**** Collected data

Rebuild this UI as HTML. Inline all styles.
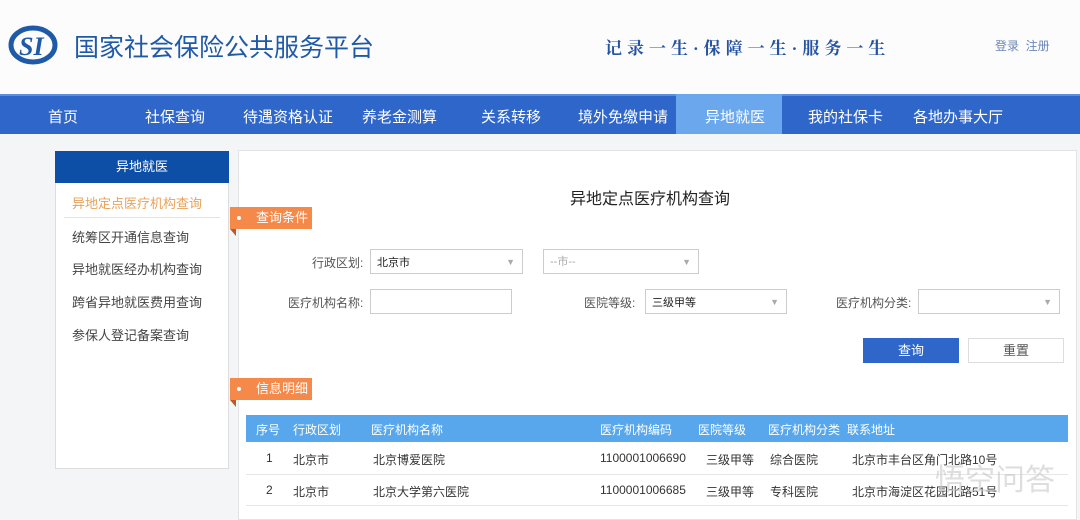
<!DOCTYPE html><html><head><meta charset="utf-8"><style>
*{margin:0;padding:0;box-sizing:border-box}
body{width:1080px;height:512px;overflow:hidden;background:#f4f5f7;font-family:"Liberation Sans","Noto Sans CJK SC",sans-serif;position:relative;color:#333}
.a{position:absolute;white-space:nowrap}
.hdr{left:0;top:0;width:1080px;height:94px;background:#fcfcfd}
.nav{left:0;top:94px;width:1080px;height:40px;background:#2f66c9;border-top:2px solid #5d8fe0}
.nav span{position:absolute;top:10px;color:#fff;font-size:15px}
.side{left:55px;top:151px;width:174px;height:318px;background:#fff;border:1px solid #ddd}
.sh{left:55px;top:151px;width:174px;height:32px;background:#0d4fa6;color:#fff;font-size:13px;text-align:center;line-height:32px}
.si{left:72px;font-size:13px;color:#444}
.main{left:238px;top:150px;width:839px;height:370px;background:#fff;border:1px solid #e3e3e3}
.tag{left:230px;width:82px;height:22px;background:#f5894a;color:#fff;font-size:13px;line-height:22px;padding-left:26px}
.tag:before{content:"";position:absolute;left:7px;top:9px;width:4px;height:4px;border-radius:2px;background:#fff}
.tag:after{content:"";position:absolute;left:0;top:22px;border-top:7px solid #b85a2a;border-left:6px solid transparent}
.lb{font-size:12px;color:#555}
.in{height:25px;border:1px solid #ccc;background:#fff;font-size:11px;line-height:23px;padding-left:6px;color:#222}
.in i{position:absolute;right:7px;top:0;font-style:normal;color:#aaa;font-size:9px}
.th{left:246px;top:415px;width:822px;height:27px;background:#58a7ec}
.th span{position:absolute;top:6px;color:#fff;font-size:12px}
.td{font-size:12px;color:#333}
.ln{left:246px;width:822px;height:1px;background:#e6e6e6}
</style></head><body>
<div class="a hdr"></div>
<svg class="a" style="left:8px;top:24px" width="52" height="42" viewBox="0 0 52 42"><ellipse cx="25" cy="21" rx="22" ry="17" fill="none" stroke="#1f5aa8" stroke-width="5"/><text x="11" y="31" font-family="Liberation Serif" font-style="italic" font-weight="bold" font-size="26" fill="#1f5aa8">SI</text></svg>
<div class="a" style="left:74px;top:28px;font-size:25px;color:#1f5aa8">国家社会保险公共服务平台</div>
<div class="a" style="left:605px;top:34px;font-size:17px;color:#2453a3;font-weight:bold;letter-spacing:5px;font-family:'Liberation Serif','Noto Serif CJK SC',serif">记录一生·保障一生·服务一生</div>
<div class="a" style="left:995px;top:37px;font-size:12px;color:#6a86b8">登录&nbsp;&nbsp;注册</div>
<div class="a nav"><div style="position:absolute;left:676px;top:-2px;width:106px;height:40px;background:#6aa7ec"></div>
<span style="left:48px">首页</span><span style="left:145px">社保查询</span><span style="left:243px">待遇资格认证</span><span style="left:362px">养老金测算</span><span style="left:481px">关系转移</span><span style="left:578px">境外免缴申请</span><span style="left:705px">异地就医</span><span style="left:808px">我的社保卡</span><span style="left:913px">各地办事大厅</span></div>
<div class="a side"></div><div class="a sh">异地就医</div>
<div class="a si" style="top:193px;color:#e8a25a">异地定点医疗机构查询</div>
<div class="a" style="left:64px;top:217px;width:156px;height:1px;background:#e3e3e3"></div>
<div class="a si" style="top:227px">统筹区开通信息查询</div>
<div class="a si" style="top:259px">异地就医经办机构查询</div>
<div class="a si" style="top:292px">跨省异地就医费用查询</div>
<div class="a si" style="top:325px">参保人登记备案查询</div>
<div class="a main"></div>
<div class="a" style="left:570px;top:185px;font-size:16px;color:#222">异地定点医疗机构查询</div>
<div class="a tag" style="top:207px">查询条件</div>
<div class="a lb" style="left:312px;top:254px">行政区划:</div>
<div class="a in" style="left:370px;top:249px;width:153px;line-height:27px">北京市<i style="line-height:25px">▼</i></div>
<div class="a in" style="left:543px;top:249px;width:156px;color:#aaa;line-height:25px">--市--<i>▼</i></div>
<div class="a lb" style="left:288px;top:294px">医疗机构名称:</div>
<div class="a in" style="left:370px;top:289px;width:142px"></div>
<div class="a lb" style="left:584px;top:294px">医院等级:</div>
<div class="a in" style="left:645px;top:289px;width:142px;line-height:27px">三级甲等<i style="line-height:25px">▼</i></div>
<div class="a lb" style="left:836px;top:294px">医疗机构分类:</div>
<div class="a in" style="left:918px;top:289px;width:142px"><i style="line-height:25px">▼</i></div>
<div class="a" style="left:863px;top:338px;width:96px;height:25px;background:#2f66c9;color:#fff;font-size:13px;text-align:center;line-height:25px">查询</div>
<div class="a" style="left:968px;top:338px;width:96px;height:25px;border:1px solid #ddd;background:#fff;color:#555;font-size:13px;text-align:center;line-height:23px">重置</div>
<div class="a tag" style="top:378px">信息明细</div>
<div class="a th"><span style="left:10px">序号</span><span style="left:47px">行政区划</span><span style="left:125px">医疗机构名称</span><span style="left:354px">医疗机构编码</span><span style="left:452px">医院等级</span><span style="left:522px">医疗机构分类</span><span style="left:601px">联系地址</span></div>
<div class="a td" style="left:266px;top:451px">1</div><div class="a td" style="left:293px;top:451px">北京市</div><div class="a td" style="left:373px;top:451px">北京博爱医院</div><div class="a td" style="left:600px;top:451px">1100001006690</div><div class="a td" style="left:706px;top:451px">三级甲等</div><div class="a td" style="left:770px;top:451px">综合医院</div><div class="a td" style="left:852px;top:451px">北京市丰台区角门北路10号</div>
<div class="a ln" style="top:474px"></div>
<div class="a td" style="left:266px;top:483px">2</div><div class="a td" style="left:293px;top:483px">北京市</div><div class="a td" style="left:373px;top:483px">北京大学第六医院</div><div class="a td" style="left:600px;top:483px">1100001006685</div><div class="a td" style="left:706px;top:483px">三级甲等</div><div class="a td" style="left:770px;top:483px">专科医院</div><div class="a td" style="left:852px;top:483px">北京市海淀区花园北路51号</div>
<div class="a ln" style="top:505px"></div>
<div class="a" style="left:935px;top:455px;font-size:30px;color:rgba(200,200,200,0.6)">悟空问答</div>
</body></html>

********

Exercise goal: Repeat all the data as it stands, dropping any images it holds.

Response to the task:
Rebuild this UI as HTML. Inline all styles.
<!DOCTYPE html><html><head><meta charset="utf-8"><style>
*{margin:0;padding:0;box-sizing:border-box}
body{width:1080px;height:512px;overflow:hidden;background:#f4f5f7;font-family:"Liberation Sans","Noto Sans CJK SC",sans-serif;position:relative;color:#333}
.a{position:absolute;white-space:nowrap}
.hdr{left:0;top:0;width:1080px;height:94px;background:#fcfcfd}
.nav{left:0;top:94px;width:1080px;height:40px;background:#2f66c9;border-top:2px solid #5d8fe0}
.nav span{position:absolute;top:10px;color:#fff;font-size:15px}
.side{left:55px;top:151px;width:174px;height:318px;background:#fff;border:1px solid #ddd}
.sh{left:55px;top:151px;width:174px;height:32px;background:#0d4fa6;color:#fff;font-size:13px;text-align:center;line-height:32px}
.si{left:72px;font-size:13px;color:#444}
.main{left:238px;top:150px;width:839px;height:370px;background:#fff;border:1px solid #e3e3e3}
.tag{left:230px;width:82px;height:22px;background:#f5894a;color:#fff;font-size:13px;line-height:22px;padding-left:26px}
.tag:before{content:"";position:absolute;left:7px;top:9px;width:4px;height:4px;border-radius:2px;background:#fff}
.tag:after{content:"";position:absolute;left:0;top:22px;border-top:7px solid #b85a2a;border-left:6px solid transparent}
.lb{font-size:12px;color:#555}
.in{height:25px;border:1px solid #ccc;background:#fff;font-size:11px;line-height:23px;padding-left:6px;color:#222}
.in i{position:absolute;right:7px;top:0;font-style:normal;color:#aaa;font-size:9px}
.th{left:246px;top:415px;width:822px;height:27px;background:#58a7ec}
.th span{position:absolute;top:6px;color:#fff;font-size:12px}
.td{font-size:12px;color:#333}
.ln{left:246px;width:822px;height:1px;background:#e6e6e6}
</style></head><body>
<div class="a hdr"></div>
<svg class="a" style="left:8px;top:24px" width="52" height="42" viewBox="0 0 52 42"><ellipse cx="25" cy="21" rx="22" ry="17" fill="none" stroke="#1f5aa8" stroke-width="5"/><text x="11" y="31" font-family="Liberation Serif" font-style="italic" font-weight="bold" font-size="26" fill="#1f5aa8">SI</text></svg>
<div class="a" style="left:74px;top:28px;font-size:25px;color:#1f5aa8">国家社会保险公共服务平台</div>
<div class="a" style="left:605px;top:34px;font-size:17px;color:#2453a3;font-weight:bold;letter-spacing:5px;font-family:'Liberation Serif','Noto Serif CJK SC',serif">记录一生·保障一生·服务一生</div>
<div class="a" style="left:995px;top:37px;font-size:12px;color:#6a86b8">登录&nbsp;&nbsp;注册</div>
<div class="a nav"><div style="position:absolute;left:676px;top:-2px;width:106px;height:40px;background:#6aa7ec"></div>
<span style="left:48px">首页</span><span style="left:145px">社保查询</span><span style="left:243px">待遇资格认证</span><span style="left:362px">养老金测算</span><span style="left:481px">关系转移</span><span style="left:578px">境外免缴申请</span><span style="left:705px">异地就医</span><span style="left:808px">我的社保卡</span><span style="left:913px">各地办事大厅</span></div>
<div class="a side"></div><div class="a sh">异地就医</div>
<div class="a si" style="top:193px;color:#e8a25a">异地定点医疗机构查询</div>
<div class="a" style="left:64px;top:217px;width:156px;height:1px;background:#e3e3e3"></div>
<div class="a si" style="top:227px">统筹区开通信息查询</div>
<div class="a si" style="top:259px">异地就医经办机构查询</div>
<div class="a si" style="top:292px">跨省异地就医费用查询</div>
<div class="a si" style="top:325px">参保人登记备案查询</div>
<div class="a main"></div>
<div class="a" style="left:570px;top:185px;font-size:16px;color:#222">异地定点医疗机构查询</div>
<div class="a tag" style="top:207px">查询条件</div>
<div class="a lb" style="left:312px;top:254px">行政区划:</div>
<div class="a in" style="left:370px;top:249px;width:153px;line-height:27px">北京市<i style="line-height:25px">▼</i></div>
<div class="a in" style="left:543px;top:249px;width:156px;color:#aaa;line-height:25px">--市--<i>▼</i></div>
<div class="a lb" style="left:288px;top:294px">医疗机构名称:</div>
<div class="a in" style="left:370px;top:289px;width:142px"></div>
<div class="a lb" style="left:584px;top:294px">医院等级:</div>
<div class="a in" style="left:645px;top:289px;width:142px;line-height:27px">三级甲等<i style="line-height:25px">▼</i></div>
<div class="a lb" style="left:836px;top:294px">医疗机构分类:</div>
<div class="a in" style="left:918px;top:289px;width:142px"><i style="line-height:25px">▼</i></div>
<div class="a" style="left:863px;top:338px;width:96px;height:25px;background:#2f66c9;color:#fff;font-size:13px;text-align:center;line-height:25px">查询</div>
<div class="a" style="left:968px;top:338px;width:96px;height:25px;border:1px solid #ddd;background:#fff;color:#555;font-size:13px;text-align:center;line-height:23px">重置</div>
<div class="a tag" style="top:378px">信息明细</div>
<div class="a th"><span style="left:10px">序号</span><span style="left:47px">行政区划</span><span style="left:125px">医疗机构名称</span><span style="left:354px">医疗机构编码</span><span style="left:452px">医院等级</span><span style="left:522px">医疗机构分类</span><span style="left:601px">联系地址</span></div>
<div class="a td" style="left:266px;top:451px">1</div><div class="a td" style="left:293px;top:451px">北京市</div><div class="a td" style="left:373px;top:451px">北京博爱医院</div><div class="a td" style="left:600px;top:451px">1100001006690</div><div class="a td" style="left:706px;top:451px">三级甲等</div><div class="a td" style="left:770px;top:451px">综合医院</div><div class="a td" style="left:852px;top:451px">北京市丰台区角门北路10号</div>
<div class="a ln" style="top:474px"></div>
<div class="a td" style="left:266px;top:483px">2</div><div class="a td" style="left:293px;top:483px">北京市</div><div class="a td" style="left:373px;top:483px">北京大学第六医院</div><div class="a td" style="left:600px;top:483px">1100001006685</div><div class="a td" style="left:706px;top:483px">三级甲等</div><div class="a td" style="left:770px;top:483px">专科医院</div><div class="a td" style="left:852px;top:483px">北京市海淀区花园北路51号</div>
<div class="a ln" style="top:505px"></div>
<div class="a" style="left:935px;top:455px;font-size:30px;color:rgba(200,200,200,0.6)">悟空问答</div>
</body></html>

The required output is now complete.